On Monday afternoon, Indiana first lady Karen Pence visited the students to celebrate their accomplishments and learn more about the program.
Greenfield-Central was the only Indiana high school to participate in the challenge; Purdue Calumet and Trine University also had teams in the challenge.
The contest, conducted at the U.S. Space and Rocket Center, focused on designing, constructing and testing mobility devices for space environments.
Two students powered each rover as they traversed through a course with obstacles similar to what rovers in space would encounter, including a 6-foot incline, craters and boulders.
In the university division, Greenfield-Central students placed fifth and 11th. Seventy-one schools participated.

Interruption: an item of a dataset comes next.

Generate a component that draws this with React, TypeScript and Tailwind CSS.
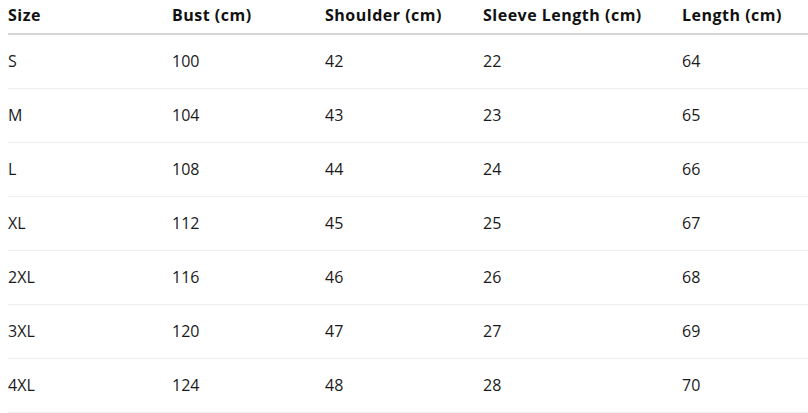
import React from 'react';

const rows = [
  ['S', '100', '42', '22', '64'],
  ['M', '104', '43', '23', '65'],
  ['L', '108', '44', '24', '66'],
  ['XL', '112', '45', '25', '67'],
  ['2XL', '116', '46', '26', '68'],
  ['3XL', '120', '47', '27', '69'],
  ['4XL', '124', '48', '28', '70'],
];

const headers = ['Size', 'Bust (cm)', 'Shoulder (cm)', 'Sleeve Length (cm)', 'Length (cm)'];
const widths = ['w-[164px]', 'w-[153px]', 'w-[158px]', 'w-[199px]', 'w-[126px]'];

export default function App() {
  return (
    <div className="bg-white pl-2 font-['Open_Sans',sans-serif] text-[16px]">
      <table className="w-[800px] table-fixed border-collapse text-left">
        <thead>
          <tr className="h-[34px] border-b-2 border-[#d6d6d6]">
            {headers.map((h, i) => (
              <th key={h} className={`${widths[i]} pb-1 align-middle font-bold tracking-[0.5px] text-[#111]`}>
                {h}
              </th>
            ))}
          </tr>
        </thead>
        <tbody>
          {rows.map((r) => (
            <tr key={r[0]} className="h-[54px] border-b border-[#eeeeee]">
              {r.map((c, i) => (
                <td key={i} className="align-middle text-[#1a1a1a]">
                  {c}
                </td>
              ))}
            </tr>
          ))}
        </tbody>
      </table>
    </div>
  );
}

On Monday, the students presented to Pence, showing her their buggy and a video of the competition.
Junior Miranda Shook, who has participated in the program for three years, said she enjoys the engineering aspect of the program leading up to the competition. Though the base of the rover can be the same from year to year, 50 percent of the students’ design and engineering work has to be new at each contest.
“I like designing something and seeing it come to life,” she said.
Shook hopes to pursue career in engineering, so the skills she’s learning now are preparing her for the future, she said.
Scott Kleine, one of the advisers of the program, said the students who participated worked hard all year, squeezing in time between school and jobs to work on their moon buggy.
The students each learned how to weld, drill and mill.
Pence, who had the opportunity to take a ride in the buggy Monday, said she was excited to see the rover built by students.
“It’s amazing,” she said. “I think any time you can get people this age to really think about what their future is going to be, it’s a good thing. It keeps them in school; it keeps them interested.”